SECTION 7.10  PERSONS ENTITLED TO BE PRESENT

 

      The only persons entitled to be present at a meeting of shareholders are

those persons entitled to vote at the meeting, the directors, the officers, the

auditor of the Corporation and others who, although not entitled to vote, are

entitled or required under any provision of the Act or the articles or by-laws

to be present at the meeting. Any other person may be admitted only with the

consent of the chair of the meeting.

 

SECTION 7.11  QUORUM

 

 

      A quorum of shareholders is present at a meeting of shareholders if the

holders of not less than 25% of the shares entitled to vote at the meeting are

present in person or represented by proxy, irrespective of the number of persons

actually present at the meeting.

 

 

SECTION 7.12  RIGHT TO VOTE

 

      Subject to the Act, the directors may fix in advance a date as the record

date for the purpose of determining shareholders entitled to vote at a meeting

of shareholders and notice of any such record date shall be given in the manner

provided in the Act. If a record date for voting is fixed under this Section

7.12, the Corporation shall prepare, no later than 10 days after the record

date, an alphabetical list of shareholders entitled to vote as of the record

date at a meeting of shareholders that shows the number of shares held by each

shareholder.
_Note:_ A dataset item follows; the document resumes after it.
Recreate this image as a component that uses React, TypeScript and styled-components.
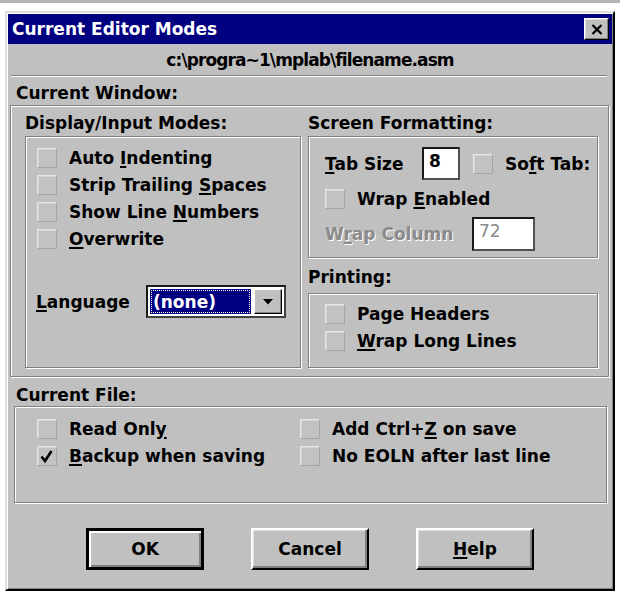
import React from "react";
import styled, { createGlobalStyle, css } from "styled-components";

const GlobalStyle = createGlobalStyle`
  html, body {
    margin: 0;
    padding: 0;
    background: #fff;
  }
  body {
    font-family: "DejaVu Sans", "Liberation Sans", Arial, sans-serif;
  }
`;

const Page = styled.div`
  width: 620px;
  height: 598px;
  box-sizing: border-box;
  border-top: 3px solid #b4b4b4;
  padding: 8px 0 0 5px;
`;

const Window = styled.div`
  width: 610px;
  height: 580px;
  box-sizing: border-box;
  background: #c0c0c0;
  border: 2px solid;
  border-color: #dfdfdf #000 #000 #dfdfdf;
  box-shadow: inset 1px 1px 0 #fff, inset -1px -1px 0 #808080;
  padding: 1px;
  display: flex;
  flex-direction: column;
  font-family: "DejaVu Sans", "Liberation Sans", sans-serif;
  font-weight: bold;
  font-size: 17px;
  color: #000;
`;

const TitleBar = styled.div`
  flex: none;
  height: 30px;
  background: #000080;
  color: #fff;
  display: flex;
  align-items: center;
  justify-content: space-between;
  padding: 0 3px 0 4px;
`;

const CloseButton = styled.div`
  width: 25px;
  height: 22px;
  box-sizing: border-box;
  background: #c0c0c0;
  border: 1px solid;
  border-color: #fff #000 #000 #fff;
  box-shadow: inset -1px -1px 0 #808080, inset 1px 1px 0 #dfdfdf;
  display: flex;
  align-items: center;
  justify-content: center;
`;

const PathLine = styled.div`
  flex: none;
  height: 31px;
  display: flex;
  align-items: center;
  justify-content: center;
  letter-spacing: -0.9px;
  font-size: 17px;
`;

const Divider = styled.div`
  flex: none;
  height: 0;
  margin: 0 5px 0 3px;
  border-top: 1px solid #808080;
  border-bottom: 1px solid #fff;
`;

const Caption = styled.div<{ $h: number; $top: number; $left?: number }>`
  flex: none;
  height: ${(p) => p.$h}px;
  box-sizing: border-box;
  padding-top: ${(p) => p.$top}px;
  padding-left: ${(p) => p.$left ?? 0}px;
  display: flex;
  align-items: center;
  white-space: nowrap;
`;

const Frame = styled.div<{ $h?: number }>`
  box-sizing: border-box;
  ${(p) => p.$h && css`height: ${p.$h}px;`}
  border: 1px solid #808080;
  box-shadow: inset 1px 1px 0 #fff, 1px 1px 0 #fff;
  overflow: hidden;
`;

const WindowPanel = styled(Frame)`
  flex: none;
  margin: 0 3px 0 2px;
  padding: 0 10px 8px 14px;
  display: grid;
  grid-template-columns: 276px 290px;
  column-gap: 7px;
`;

const Column = styled.div`
  display: flex;
  flex-direction: column;
`;

const ModesBox = styled(Frame)`
  padding: 7px 0 0 11px;
`;

const FormatBox = styled(Frame)`
  padding: 9px 0 0 16px;
  display: flex;
  flex-direction: column;
  gap: 6px;
`;

const PrintBox = styled(Frame)`
  padding: 6px 0 0 16px;
`;

const FileBox = styled(Frame)`
  flex: none;
  margin: 0 5px 0 6px;
  padding: 8px 0 0 22px;
  display: grid;
  grid-template-columns: 263px 1fr;
  grid-auto-rows: 27px;
`;

const CheckRow = styled.div<{ $h?: number }>`
  height: ${(p) => p.$h ?? 27}px;
  display: flex;
  align-items: center;
  gap: 12px;
  white-space: nowrap;
`;

const Box = styled.span`
  flex: none;
  width: 20px;
  height: 20px;
  box-sizing: border-box;
  background: #c2c2c2;
  border: 1px solid;
  border-color: #e6e6e6 #a4a4a4 #a4a4a4 #e6e6e6;
  box-shadow: inset 1px 1px 0 #d4d4d4;
  display: flex;
  align-items: center;
  justify-content: center;
`;

const FieldRow = styled.div<{ $h: number }>`
  height: ${(p) => p.$h}px;
  display: flex;
  align-items: center;
  white-space: nowrap;
`;

const FieldLabel = styled.span<{ $w: number; $disabled?: boolean }>`
  flex: none;
  width: ${(p) => p.$w}px;
  ${(p) =>
    p.$disabled &&
    css`
      color: #8a8a8a;
      text-shadow: 1px 1px 0 #fff;
    `}
`;

const TextField = styled.div<{ $w: number; $h: number; $disabled?: boolean }>`
  flex: none;
  width: ${(p) => p.$w}px;
  height: ${(p) => p.$h}px;
  box-sizing: border-box;
  background: #fff;
  border: 2px solid;
  border-color: #1a1a1a #505050 #505050 #1a1a1a;
  padding: 0 0 0 5px;
  display: flex;
  align-items: flex-start;
  line-height: 24px;
  color: ${(p) => (p.$disabled ? "#8a8a8a" : "#000")};
  font-weight: ${(p) => (p.$disabled ? "normal" : "bold")};
`;

const SoftTab = styled.span`
  margin-left: 13px;
  display: flex;
  align-items: center;
  gap: 12px;
`;

const LanguageRow = styled.div`
  margin-top: 33px;
  height: 33px;
  display: flex;
  align-items: center;
  margin-left: -1px;
`;

const Combo = styled.div`
  width: 140px;
  height: 33px;
  box-sizing: border-box;
  background: #fff;
  border: 2px solid;
  border-color: #1a1a1a #404040 #404040 #1a1a1a;
  padding: 2px;
  display: flex;
  gap: 3px;
`;

const ComboValue = styled.div`
  flex: 1;
  background: #000080;
  color: #fff;
  outline: 1px dotted #fff;
  outline-offset: -2px;
  padding-left: 3px;
  display: flex;
  align-items: center;
`;

const ComboArrow = styled.div`
  width: 28px;
  box-sizing: border-box;
  background: #c0c0c0;
  border: 1px solid;
  border-color: #fff #000 #000 #fff;
  box-shadow: inset -1px -1px 0 #808080;
  display: flex;
  align-items: center;
  justify-content: center;
`;

const ButtonRow = styled.div`
  flex: none;
  margin-top: 25px;
  display: flex;
  justify-content: center;
  gap: 47px;
`;

const Button = styled.div<{ $default?: boolean }>`
  width: 118px;
  height: 42px;
  box-sizing: border-box;
  background: #c0c0c0;
  border: 2px solid;
  border-color: #fff #000 #000 #fff;
  box-shadow: inset -2px -2px 0 #808080, inset 1px 1px 0 #dfdfdf;
  display: flex;
  align-items: center;
  justify-content: center;
  ${(p) =>
    p.$default &&
    css`
      border: 3px solid #000;
      box-shadow: inset 2px 2px 0 #fff, inset -2px -2px 0 #808080;
    `}
`;

const Mn = styled.u`
  text-decoration-thickness: 2px;
  text-underline-offset: 2px;
`;

const label = (text: string, at: number) =>
  at < 0 ? (
    text
  ) : (
    <>
      {text.slice(0, at)}
      <Mn>{text[at]}</Mn>
      {text.slice(at + 1)}
    </>
  );

const Check = ({ text, at = -1, checked = false, h }: { text: string; at?: number; checked?: boolean; h?: number }) => (
  <CheckRow $h={h}>
    <Box>
      {checked && (
        <svg width="16" height="16" viewBox="0 0 16 16">
          <path d="M2.5 8.5 L6 13 L12.5 3" fill="none" stroke="#000" strokeWidth="2.6" />
        </svg>
      )}
    </Box>
    <span>{label(text, at)}</span>
  </CheckRow>
);

export default function App() {
  return (
    <Page>
      <GlobalStyle />
      <Window>
        <TitleBar>
          <span>Current Editor Modes</span>
          <CloseButton>
            <svg width="12" height="11" viewBox="0 0 12 11">
              <path d="M1.5 1 L10.5 10 M10.5 1 L1.5 10" stroke="#000" strokeWidth="2.2" />
            </svg>
          </CloseButton>
        </TitleBar>
        <PathLine>c:\progra~1\mplab\filename.asm</PathLine>
        <Divider />
        <Caption $h={28} $top={4} $left={8}>Current Window:</Caption>
        <WindowPanel>
          <Column>
            <Caption $h={30} $top={4}>Display/Input Modes:</Caption>
            <ModesBox $h={232}>
              <Check text="Auto Indenting" at={5} />
              <Check text="Strip Trailing Spaces" at={15} />
              <Check text="Show Line Numbers" at={10} />
              <Check text="Overwrite" at={0} />
              <LanguageRow>
                <FieldLabel $w={110}>{label("Language", 0)}</FieldLabel>
                <Combo>
                  <ComboValue>(none)</ComboValue>
                  <ComboArrow>
                    <svg width="10" height="6" viewBox="0 0 10 6">
                      <path d="M0 0 H10 L5 5.5 Z" fill="#000" />
                    </svg>
                  </ComboArrow>
                </Combo>
              </LanguageRow>
            </ModesBox>
          </Column>
          <Column>
            <Caption $h={30} $top={4}>Screen Formatting:</Caption>
            <FormatBox $h={122}>
              <FieldRow $h={35}>
                <FieldLabel $w={97}>{label("Tab Size", 0)}</FieldLabel>
                <TextField $w={38} $h={33}>8</TextField>
                <SoftTab>
                  <Box />
                  <span>{label("Soft Tab:", 2)}</span>
                </SoftTab>
              </FieldRow>
              <Check text="Wrap Enabled" at={5} h={24} />
              <FieldRow $h={34}>
                <FieldLabel $w={147} $disabled>
                  {label("Wrap Column", 1)}
                </FieldLabel>
                <TextField $w={63} $h={34} $disabled>
                  72
                </TextField>
              </FieldRow>
            </FormatBox>
            <Caption $h={35} $top={3}>Printing:</Caption>
            <PrintBox $h={75}>
              <Check text="Page Headers" />
              <Check text="Wrap Long Lines" at={0} />
            </PrintBox>
          </Column>
        </WindowPanel>
        <Caption $h={29} $top={6} $left={8}>Current File:</Caption>
        <FileBox $h={97}>
          <Check text="Read Only" at={8} />
          <Check text="Add Ctrl+Z on save" at={9} />
          <Check text="Backup when saving" at={0} checked />
          <Check text="No EOLN after last line" />
        </FileBox>
        <ButtonRow>
          <Button $default>OK</Button>
          <Button>Cancel</Button>
          <Button>{label("Help", 0)}</Button>
        </ButtonRow>
      </Window>
    </Page>
  );
}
If a record date for voting is not fixed under this Section 7.12,

the Corporation shall prepare, no later than 10 days after a record date is

fixed under Section 7.6 of this by-law or no later than the record date

established under Section 7.6 in the absence of a determination of a record date

by the directors, as the case may be, an alphabetical list of shareholders who

are entitled to vote as of the record date that shows the number of shares held

by each shareholder. A shareholder whose name appears on a list prepared under

this Section 7.12 is entitled to vote the shares shown opposite such

shareholder's name at the meeting to which the list relates.

 

SECTION 7.13  PROXIES

 

      A proxy shall comply with the applicable requirements of the Act and other

applicable law and will be in such form as the directors may approve from time

to

 

 

<PAGE>

                                      -13-

 

 

time or such other form as may be acceptable to the chair of the meeting at

which the instrument of proxy is to be used. A proxy will be acted on only if it

is deposited with the Corporation or its agent prior to the time specified in

the notice calling the meeting at which the proxy is to be used or, if no time

is specified in the notice, it is deposited with the corporate secretary or the

chair of the meeting or any adjournment of the meeting prior to the time of

voting.

 

SECTION 7.14  CHAIR, SECRETARY AND SCRUTINEERS

 

      The chair of any meeting of shareholders is the first mentioned of the

following officers that is a shareholder or a director and is present at the

meeting:

 

      (a)   the chair of the board;

 

      (b)   the president; or

 

      (c)   a vice-president (in order of seniority measured by length of

            service with the Corporation).

 

If no such person is present at the meeting, the shareholders present who are

entitled to vote shall choose (by a majority vote) a director who is present, or

a shareholder who is present or another person who is present, to chair the

meeting.

 

      The corporate secretary, if any, will act as secretary at meetings of

shareholders. If a corporate secretary has not been appointed or the corporate

secretary is absent, the chair of the meeting will appoint a person, who need

not be a shareholder, to act as secretary of the meeting.

 

      If desired, the chair of the meeting may appoint one or more persons, who

need not be shareholders, to act as scrutineers at any meeting of shareholders.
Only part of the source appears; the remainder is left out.